Следующий персонаж из цикла «всё на продажу» – лорд Сидней (испанец Давид Менендес с отличным маскулинным высоким басом), и его ария продолжила наше вокальное удовольствие. Заигрывание с ним флейтистки (виртуозной Галины Эрман) добавило жизненных красок. А удовольствие наше довели до предела Коринна (обе сопрано в этом номере блистали элегантностью) и шевалье Бельфьоре (Алексей Неклюдов, тончайший вокалист, с чудными верхними нотами) – должен сказать, что Бельфьоре-Неклюдов прямо-таки заходился от бешеной любви к своей даме, и все его соловьиные разливы горели сладострастием. Мне показалось, что Селивёрстова вдохновляла его немного больше, чем Кульчинская, – или я неправ?

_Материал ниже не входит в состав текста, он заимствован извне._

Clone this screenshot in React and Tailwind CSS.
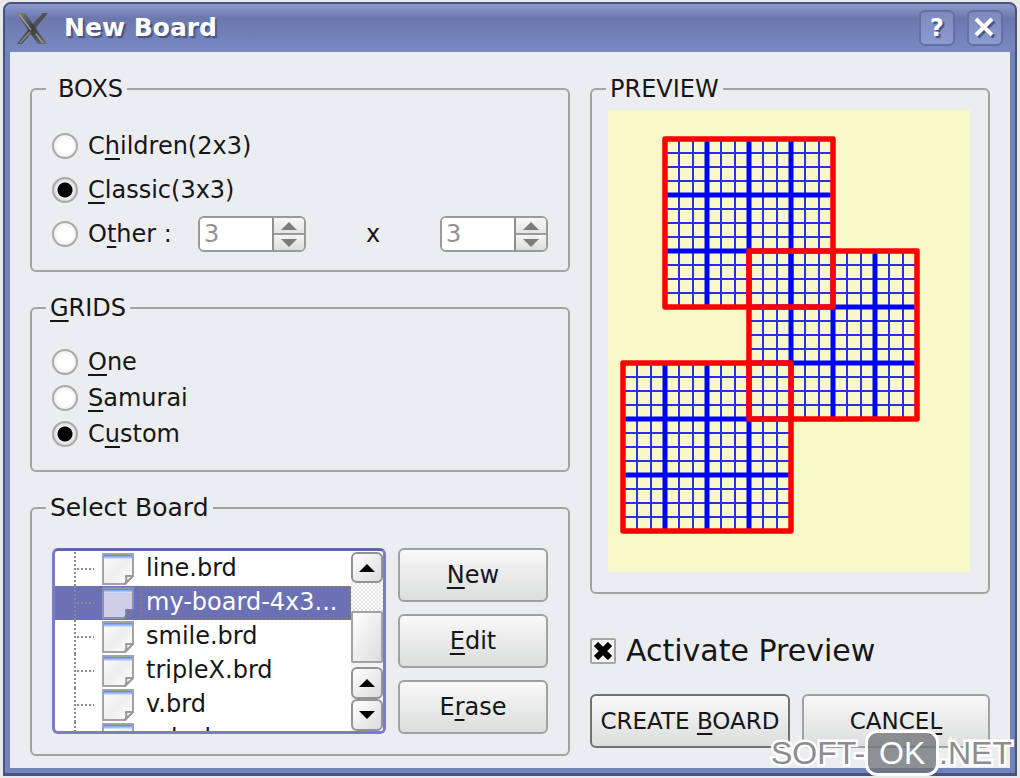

Пришло время «отмочить» на сцене что-то шутейное. И тут очень пригодилось дивное дарование Джованни Фурланетто (который нас не слишком порадовал как Дон Паскуале). Ему просто цены не было! Все россиниевские бормотания (которые мы слышим как эхо в рондо Фарлафа у Глинки) он провел на одном вздохе, как будто спел частушку. И добавил блеска в общую картину.
Конечно, в этой странной опере все с особым нетерпением ждут ансамбля Ah! a tal colpo inaspettato, потому что четырнадцать голосов – и ни одним меньше! – должны довести нас до точки кипения. В оба вечера – довели, не скрою, потому что опьяняющие ритмы были освоены с броским лицедейством. И антракт после этого оказался очень даже на месте.
Заряжать нас после перерыва стали те, кому это ничего не стоит – Марианна Пиццолато и Джон Осборн. Корпулентная, и даже очень, итальянка так чаровала своими женскими «штучками», что американцу ничего не оставалось, как сдаться и подыграть примадонне. Может быть, по силе воздействия музыки Россини это была высшая точка вечера. Шаманские пассы шли с подмостков прямым потоком. Последующие хохмы с «народными гимнами» и всеобщими братаниями прошли задушевно, но оказались скорее надстройками. А миловидная импровизация Коринны на тему о Карле Х завершила лирическое высказывание. В финале все прямо-таки «оторвались», и голоса солистов взлетали под небеса на фоне стройного хора и захватывающе музицирующего оркестра. Да, Большому театру удалось устроить нам европейский праздник экстра-класса.